Database Sharding: For sharding data across multiple database instances, consistent hashing means adding or removing a shard doesn't require a complete re-distribution of your entire dataset. You only rebalance the affected partitions, making maintenance and scaling operations far less terrifying.
Load Balancing & Routing: Directing requests to specific application instances based on some key (like user ID or session ID) benefits from this. Keeping a user's session pinned to the same server, even if the backend cluster changes, ensures a smoother experience and avoids re-initializing state.
Distributed Key-Value Stores: Systems like Amazon's DynamoDB or Apache Cassandra are built on consistent hashing principles to provide high availability and scalability, handling node failures and additions with minimal disruption.
It's Not Magic (Just Less Horrible)
Implementing consistent hashing isn't a one-liner. You need to manage the mapping of physical nodes to virtual nodes, ensure your hash function distributes keys evenly, and handle the membership changes in your cluster. This involves mechanisms for nodes to discover each other, communicate their status (up/down), and update their view of the hash ring. It adds a layer of operational complexity – you're trading one type of pain (catastrophic rebalancing) for another (managing the consistent hashing ring itself). But this second type of pain is generally more predictable and more contained.

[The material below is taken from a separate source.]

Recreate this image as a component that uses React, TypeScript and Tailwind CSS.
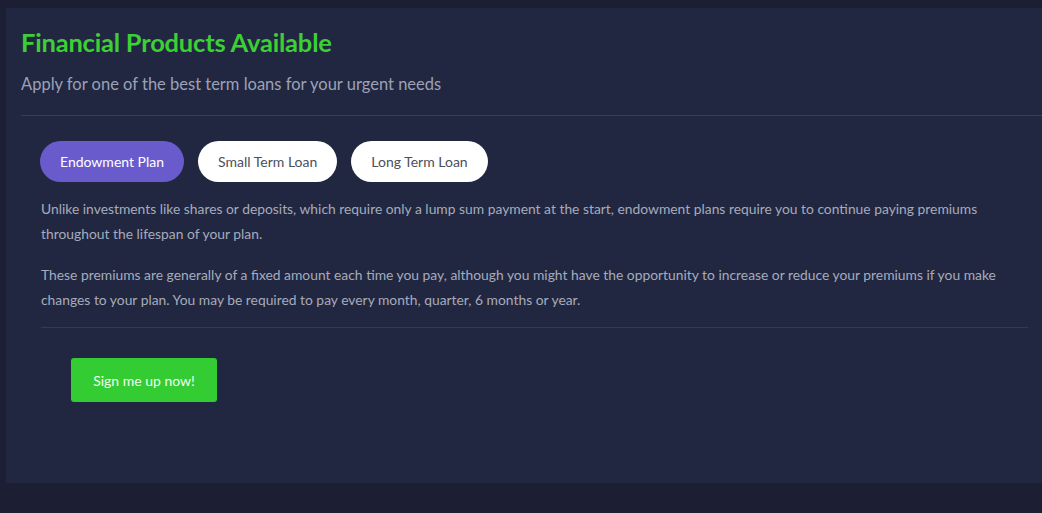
import React, { useState } from "react";

const tabs = ["Endowment Plan", "Small Term Loan", "Long Term Loan"];

export default function App() {
  const [active, setActive] = useState(0);
  return (
    <div
      className="w-[1042px] h-[513px] overflow-hidden bg-[#1c1f33] pt-[8px] pl-[6px]"
      style={{ fontFamily: "Lato, 'Open Sans', sans-serif" }}
    >
      <div className="w-[1057px] h-[475px] bg-[#212740] pt-[19px] pl-[15px] pr-[15px]">
        <h1 className="text-[25.5px] leading-[30px] font-bold text-[#3ccf36] tracking-[-0.2px]">
          Financial Products Available
        </h1>
        <p className="mt-[15px] text-[16.5px] leading-[24px] text-[#9ca1b7]">
          Apply for one of the best term loans for your urgent needs
        </p>
        <div className="mt-[19px] h-px bg-[#353d58]" />
        <div className="px-[20px] pt-[25px]">
          <div className="flex gap-[14px] -ml-px">
            {tabs.map((t, i) => (
              <button
                key={t}
                onClick={() => setActive(i)}
                className={
                  i === active
                    ? "h-[41px] px-[20px] rounded-full bg-[#6a5bcc] text-white text-[14px]"
                    : "h-[41px] px-[20px] rounded-full bg-white text-[#4b4f5c] text-[14px]"
                }
              >
                {t}
              </button>
            ))}
          </div>
          <div className="mt-[14px] text-[13.85px] leading-[25px] text-[#a6abbd]">
            <p>
              Unlike investments like shares or deposits, which require only a lump sum payment at the start, endowment plans require you to continue paying premiums throughout the lifespan of your plan.
            </p>
            <p className="mt-[16px]">
              These premiums are generally of a fixed amount each time you pay, although you might have the opportunity to increase or reduce your premiums if you make changes to your plan. You may be required to pay every month, quarter, 6 months or year.
            </p>
          </div>
          <div className="mt-[15px] h-px bg-[#323a54]" />
          <div className="pl-[30px] pt-[30px]">
            <button className="w-[146px] h-[44px] rounded-[3px] bg-[#33cc33] text-[#f0fff0] text-[14px]">
              Sign me up now!
            </button>
          </div>
        </div>
      </div>
    </div>
  );
}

Ultimately, consistent hashing isn't about achieving theoretical perfection. It's about damage control. It's about designing systems that can gracefully handle change in the real world, where hardware fails, demand fluctuates, and you occasionally need to prod a server with a stick. It's about not having every single scaling event feel like you're playing Russian roulette with your production environment. And if you've been in the trenches, that's a trade-off you'll take every single time. It’s less about elegance and more about survival.